9. Otherwise also, in case the respondent No. 1 is not a `State' or agency of State or instrumentality of State within the meaning of Article 12 of the Constitution of India, the relief prayed for by petitioner against respondents No. 2 and 3 cannot be granted in this special civil application. These are the matters to be taken care of by respondents No. 2 and 3 for which remedy to the petitioners is not of this writ petition. Remedy lies with respondents No. 2 and 3 and for which the petitioners have to approach them by filing a representation. If ultimately on representation, the respondents No. 2 and 3 are satisfied that for the reasons to be recorded, benefit of grant cannot be extended to respondent No. 1, it has all the power and competence to discontinue the same, but this Court cannot grant such relief. Otherwise, it will amount to granting of the relief indirectly to the petitioner which otherwise this Court has decided not available to the petitioners.

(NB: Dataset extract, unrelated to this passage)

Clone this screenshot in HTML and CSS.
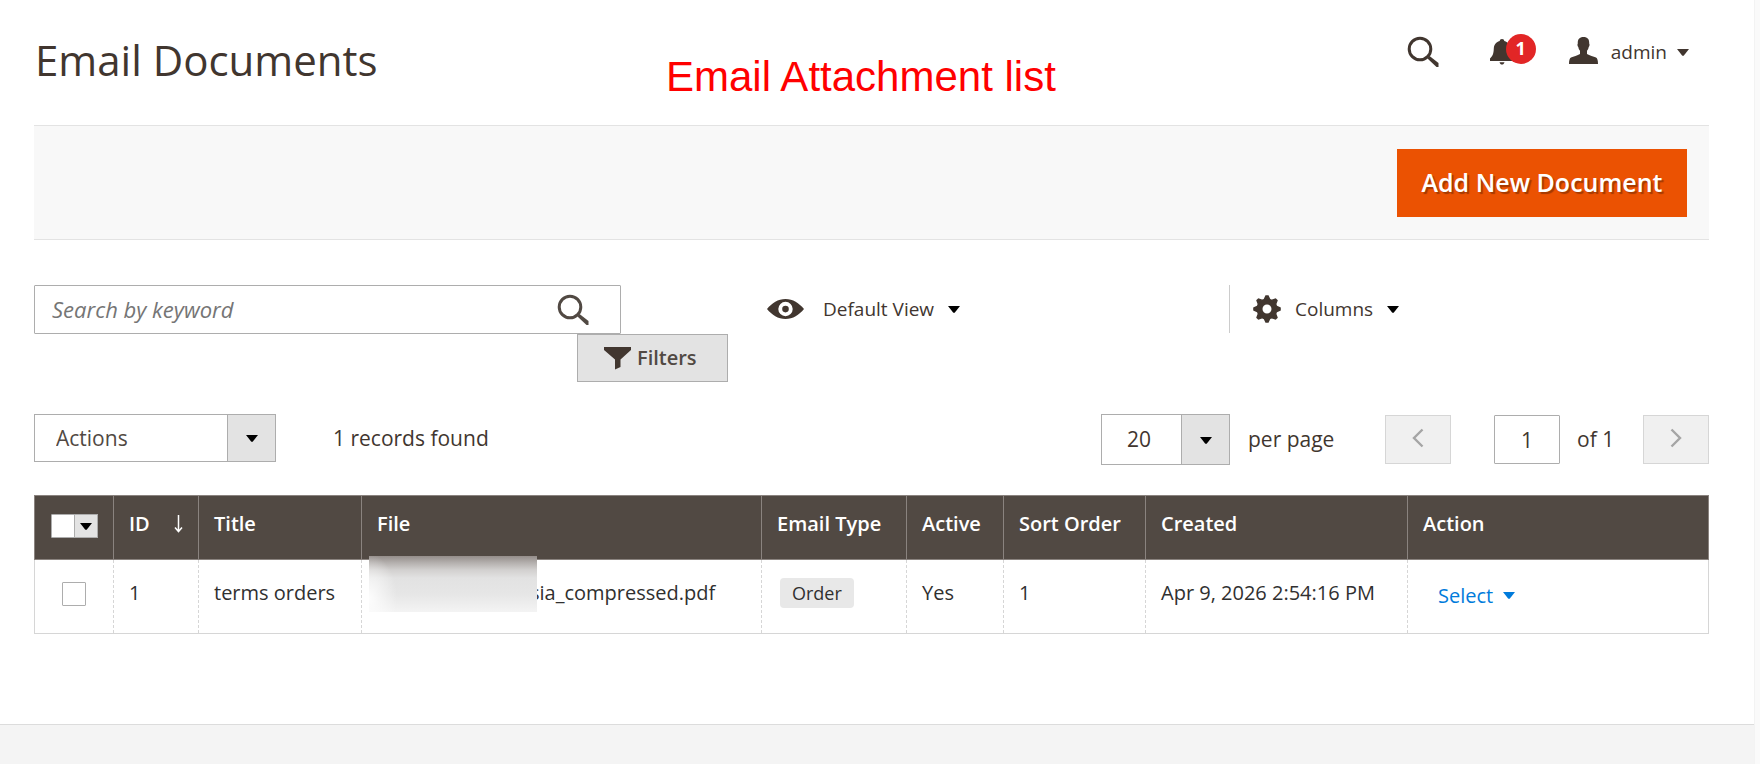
FILE: index.html
```html
<!DOCTYPE html>
<html lang="en">
<head>
<meta charset="utf-8">
<meta name="viewport" content="width=device-width, initial-scale=1">
<title>Email Documents</title>
<link rel="stylesheet" href="styles.css">
</head>
<body>
<svg class="sprite" aria-hidden="true">
  <symbol id="icon-search" viewBox="0 0 32 32"><circle cx="13" cy="13" r="10.8" fill="none" stroke="currentColor" stroke-width="3"/><path d="M20.500 22.500 L22.500 20 L31.500 27 V31 H29.500 Z" fill="currentColor"/></symbol>
  <symbol id="icon-caret" viewBox="0 0 12 7"><path d="M0 0H12L6.700 6.700H5.300Z" fill="currentColor"/></symbol>
</svg>
<div class="page">
  <header class="header">
    <h1 class="title">Email Documents</h1>
    <p class="caption">Email Attachment list</p>
    <div class="account">
      <button class="icon-button" type="button" aria-label="Search"><svg class="icon-search"><use href="#icon-search"/></svg></button>
      <button class="icon-button notifications" type="button" aria-label="Notifications">
        <svg class="icon-bell" viewBox="0 0 24 26"><path d="M12 0c1.500 0 2.200.8 2.300 1.900C18.500 3 20 6 20.200 9.500c.2 5 1 7.500 3.800 10V22H0v-2.500c2.800-2.500 3.600-5 3.800-10C4 6 5.500 3 9.700 1.900 9.800.8 10.500 0 12 0zM9.500 23.200h5C14 24.800 13.200 25.500 12 25.500s-2-.7-2.500-2.300z" fill="currentColor"/></svg>
        <span class="badge">1</span>
      </button>
      <button class="icon-button user" type="button">
        <svg class="icon-user" viewBox="0 0 29 27"><path d="M14.500 0c4 0 6 2.300 5.700 6.500.6.900.4 2.800-.5 3.600-.3 1.700-.9 2.800-1.700 3.700v3.100c2.500 1.700 6.500 2.100 9 3.600 1.400.9 2 2.700 2 6.500H0c0-3.800.6-5.600 2-6.500 2.500-1.500 6.500-1.900 9-3.600v-3.100c-.8-.9-1.400-2-1.700-3.700-.9-.8-1.100-2.700-.5-3.600C8.500 2.300 10.500 0 14.500 0z" fill="currentColor"/></svg>
        <span>admin</span>
        <svg class="caret"><use href="#icon-caret"/></svg>
      </button>
    </div>
  </header>

  <div class="page-actions"><button class="primary" type="button">Add New Document</button></div>

  <div class="toolbar">
    <div class="finder">
      <div class="search">
        <input class="search-input" type="text" placeholder="Search by keyword" aria-label="Search by keyword">
        <button class="icon-button" type="button" aria-label="Submit search"><svg class="icon-search"><use href="#icon-search"/></svg></button>
      </div>
      <button class="filters" type="button"><svg class="icon-funnel" viewBox="0 0 27 23"><path d="M0 0H27V3L16.500 12.500V20L11 22.500V12.500L0 3Z" fill="currentColor"/></svg>Filters</button>
    </div>
    <button class="menu view" type="button">
      <svg class="icon-eye" viewBox="0 0 37 20"><path fill-rule="evenodd" d="M0 10C5 4 11 0 18.500 0S32 4 37 10C32 16 26 20 18.500 20S5 16 0 10zM18.500 2.800a7.200 7.200 0 1 0 0 14.400a7.200 7.200 0 1 0 0-14.400zM18.500 6.800a3.300 3.300 0 1 1 0 6.600a3.300 3.300 0 1 1 0-6.600z" fill="currentColor"/></svg>
      <span>Default View</span>
      <svg class="caret"><use href="#icon-caret"/></svg>
    </button>
    <div class="columns">
      <button class="menu" type="button">
        <svg class="icon-gear" viewBox="-14 -14 28 28"><g fill="currentColor"><path fill-rule="evenodd" d="M0-10.500a10.500 10.500 0 1 0 0 21a10.500 10.500 0 1 0 0-21zM0-4.500a4.500 4.500 0 1 1 0 9a4.500 4.500 0 1 1 0-9z"/><path id="tooth" d="M-3.500-9.500L-1.500-13.800H1.500L3.500-9.500Z"/><use href="#tooth" transform="rotate(45)"/><use href="#tooth" transform="rotate(90)"/><use href="#tooth" transform="rotate(135)"/><use href="#tooth" transform="rotate(180)"/><use href="#tooth" transform="rotate(225)"/><use href="#tooth" transform="rotate(270)"/><use href="#tooth" transform="rotate(315)"/></g></svg>
        <span>Columns</span>
        <svg class="caret"><use href="#icon-caret"/></svg>
      </button>
    </div>
  </div>

  <div class="grid-controls">
    <div class="select-box actions">
      <select aria-label="Actions"><option>Actions</option></select>
      <svg class="caret"><use href="#icon-caret"/></svg>
    </div>
    <p class="records">1 records found</p>
    <div class="pager">
      <div class="select-box size">
        <select id="page-size"><option>20</option></select>
        <svg class="caret"><use href="#icon-caret"/></svg>
      </div>
      <label class="per-page" for="page-size">per page</label>
      <button class="step" type="button" disabled aria-label="Previous page"><svg class="chevron" viewBox="0 0 12 20"><path d="M10.500 1.500L2 10L10.500 18.500" fill="none" stroke="currentColor" stroke-width="2.400"/></svg></button>
      <input class="current" id="page-number" type="text" value="1">
      <label class="total" for="page-number">of 1</label>
      <button class="step" type="button" disabled aria-label="Next page"><svg class="chevron" viewBox="0 0 12 20"><path d="M1.500 1.500L10 10L1.500 18.500" fill="none" stroke="currentColor" stroke-width="2.400"/></svg></button>
    </div>
  </div>

  <table class="grid">
    <colgroup><col class="c-check"><col class="c-id"><col class="c-title"><col class="c-file"><col class="c-type"><col class="c-active"><col class="c-sort"><col class="c-created"><col></colgroup>
    <thead>
      <tr>
        <th><div class="multi"><input class="check" type="checkbox" aria-label="Select all"><button class="multi-toggle" type="button" aria-label="Selection options"><svg class="caret"><use href="#icon-caret"/></svg></button></div></th>
        <th><div class="sorted"><span>ID</span><svg class="arrow" viewBox="0 0 9 18"><path d="M4.500 0V16.500M1 12.500L4.500 16.500L8 12.500" fill="none" stroke="currentColor" stroke-width="1.500"/></svg></div></th>
        <th>Title</th><th>File</th><th>Email Type</th><th>Active</th><th>Sort Order</th><th>Created</th><th>Action</th>
      </tr>
    </thead>
    <tbody>
      <tr>
        <td class="check-cell"><input class="check" type="checkbox" aria-label="Select row"></td>
        <td>1</td>
        <td>terms orders</td>
        <td class="file"><span class="file-name">sia_compressed.pdf</span><span class="redaction"></span></td>
        <td><span class="tag">Order</span></td>
        <td>Yes</td>
        <td>1</td>
        <td>Apr 9, 2026 2:54:16 PM</td>
        <td class="action-cell"><button class="row-select" type="button">Select<svg class="caret"><use href="#icon-caret"/></svg></button></td>
      </tr>
    </tbody>
  </table>
  <footer class="footer"></footer>
</div>
</body>
</html>
```
FILE: styles.css
```css
* { box-sizing: border-box; }

body {
  margin: 0;
  background: #fafafa;
  color: #41362f;
  font-family: "Open Sans", "Noto Sans", sans-serif;
  font-size: 20px;
  line-height: 28px;
}

button, input, select { margin: 0; font: inherit; color: inherit; }
button { padding: 0; border: 0; background: none; cursor: pointer; }
svg { display: block; flex: none; }
p, h1 { margin: 0; }

.sprite { position: absolute; width: 0; height: 0; }
.caret { width: 12px; height: 7px; }
.icon-search { width: 32px; height: 32px; }

.page {
  display: flex;
  flex-direction: column;
  min-height: 100vh;
  margin-right: 5px;
  padding: 0 45px 0 34px;
  border-right: 1px solid #f3f3f3;
  background: #fff;
}

.header {
  display: flex;
  align-items: flex-start;
  height: 125px;
  padding-right: 20px;
}
.title {
  width: 632px;
  padding: 31px 0 0 1px;
  font-size: 42px;
  font-weight: 400;
  line-height: 58px;
}
.caption {
  padding-top: 53px;
  color: #f00;
  font-family: "Liberation Sans", Arial, sans-serif;
  font-size: 42px;
  line-height: 48px;
}
.account { display: flex; margin-left: auto; padding-top: 36px; font-size: 19px; }
.notifications { position: relative; margin-left: 51px; padding-top: 3px; align-self: flex-start; }
.icon-bell { width: 24px; height: 26px; }
.badge {
  position: absolute;
  top: -2px;
  left: 16px;
  width: 30px;
  height: 30px;
  border-radius: 50%;
  background: #e22626;
  color: #fff;
  font-size: 18px;
  font-weight: 700;
  line-height: 29px;
  text-align: center;
}
.user { display: flex; align-items: center; margin-left: 55px; height: 32px; }
.icon-user { width: 29px; height: 27px; margin: -4px 13px 0 0; }
.user .caret { margin-left: 10px; }

.page-actions {
  display: flex;
  justify-content: flex-end;
  padding: 23px 22px 22px;
  border: solid #e3e3e3;
  border-width: 1px 0;
  background: #f8f8f8;
}
.primary {
  width: 290px;
  height: 68px;
  padding-bottom: 2px;
  background: #eb5202;
  color: #fff;
  font-size: 25px;
  font-weight: 600;
  text-shadow: 2px 2px 1px rgba(0, 0, 0, 0.3);
}

.toolbar { display: flex; align-items: flex-start; padding-top: 45px; }
.finder { display: flex; flex-direction: column; flex: 0 1 694px; }
.search {
  display: flex;
  align-items: center;
  height: 49px;
  margin-right: 107px;
  padding-right: 31px;
  border: 1px solid #adadad;
  border-radius: 1px;
}
.search-input { flex: 1; min-width: 0; padding: 0 17px 2px; border: 0; outline: 0; background: none; font-size: 22px; }
.search-input::placeholder { color: #757575; font-style: italic; opacity: 1; }
.search .icon-button { color: #514943; }
.filters {
  display: flex;
  align-items: center;
  align-self: flex-end;
  gap: 6px;
  width: 151px;
  height: 48px;
  padding-left: 26px;
  border: 1px solid #adadad;
  background: #e3e3e3;
  color: #514943;
  font-weight: 600;
}
.icon-funnel { width: 27px; height: 23px; color: #41362f; }
.menu { display: flex; align-items: center; height: 48px; color: #41362f; font-size: 19px; }
.menu .caret { margin-left: 14px; color: #000; }
.view { margin-left: 39px; }
.icon-eye { width: 37px; height: 20px; margin-right: 19px; }
.columns { flex: 0 1 480px; margin-left: auto; padding-left: 23px; border-left: 1px solid #ccc; }
.icon-gear { width: 28px; height: 28px; margin-right: 14px; }

.grid-controls { display: flex; align-items: flex-start; padding: 32px 0 30px; font-size: 21px; }
.select-box { position: relative; border: 1px solid #adadad; }
.select-box select {
  width: 100%;
  height: 100%;
  border: 0;
  appearance: none;
  background: linear-gradient(to left, #e3e3e3 47px, #adadad 47px, #adadad 48px, #fff 48px);
}
.select-box .caret { position: absolute; top: calc(50% - 3px); right: 17px; color: #000; pointer-events: none; }
.actions { width: 242px; height: 48px; color: #514943; }
.actions select { padding: 0 21px; }
.records { margin-left: 57px; line-height: 48px; }
.pager { display: flex; align-items: center; margin-left: auto; }
.size { width: 129px; height: 51px; }
.size select { padding: 0 25px 2px; }
.per-page { width: 155px; padding: 0 0 2px 18px; }
.step, .current { width: 66px; height: 49px; }
.step { display: flex; align-items: center; justify-content: center; border: 1px solid #d6d6d6; background: #f0f0f0; color: #a5a5a5; }
.chevron { width: 12px; height: 20px; margin-bottom: 4px; }
.current { margin-left: 43px; border: 1px solid #adadad; border-radius: 1px; background: #fff; text-align: center; }
.total { width: 83px; padding: 0 0 2px 17px; }

.grid { width: 100%; table-layout: fixed; border-collapse: collapse; }
.c-check { width: 79px; }
.c-id { width: 85px; }
.c-title { width: 163px; }
.c-file { width: 400px; }
.c-type { width: 145px; }
.c-active { width: 97px; }
.c-sort { width: 142px; }
.c-created { width: 262px; }
.grid th {
  height: 64px;
  padding: 14px 15px 21px;
  border: 1px solid #8a837f;
  background: #514943;
  color: #fff;
  font-weight: 600;
  text-align: left;
  white-space: nowrap;
}
.grid td {
  height: 74px;
  padding: 18px 15px 25px;
  border: 1px dashed #d6d6d6;
  border-bottom-style: solid;
  color: #303030;
  white-space: nowrap;
}
.grid td:first-child { border-left-style: solid; }
.grid td:last-child { border-right-style: solid; }
.check {
  display: block;
  width: 24px;
  height: 24px;
  border: 1px solid #adadad;
  border-radius: 1px;
  appearance: none;
  background: #fff;
}
.grid .check-cell { padding: 16px 27px 22px; }
.multi { display: flex; width: 47px; margin: 4px 0 0 1px; }
.multi-toggle { display: flex; align-items: center; justify-content: center; width: 24px; height: 24px; margin-left: -1px; border: 1px solid #adadad; background: #e3e3e3; color: #000; }
.sorted { display: flex; align-items: center; justify-content: space-between; }
.arrow { width: 9px; height: 18px; }
.grid .file { position: relative; }
.file-name { padding-left: 153px; }
.redaction {
  position: absolute;
  top: -4px;
  left: 7px;
  width: 168px;
  height: 56px;
  background:
    radial-gradient(ellipse 28px 44px at 0 42px, rgba(255, 255, 255, 0.9), rgba(255, 255, 255, 0)),
    linear-gradient(#948d8a, #b5b1af 7px, #d2d0cf 14px, #e2e2e2 22px, #e6e6e6 38px, #f3f3f3 55px);
}
.tag { display: inline-block; margin-left: 3px; padding: 0 12px; border-radius: 4px; background: #e8e8e8; font-size: 18px; line-height: 30px; }
.grid .action-cell { padding: 20px 30px 22px; }
.row-select { display: flex; align-items: center; gap: 10px; color: #007bdb; }

.footer {
  flex: 1;
  min-height: 40px;
  margin: 90px -45px 0 -34px;
  border-top: 1px solid #dcdcdc;
  background: #f4f4f4;
}
```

10. In the result, this special civil application fails and the same is dismissed. However, dismissal of this writ petition will not come in the way of the petitioners to file appropriate representation for their grievances made in this special civil application to the respondents No. 2 and 3 and the respondents No. 2 and 3 are to take care of the matter and decide the representation, if any filed, expeditiously, say within three months from the date of receipt thereof. Rule is discharged. Interim relief which has been granted by this Court earlier stands vacated. No order as to costs.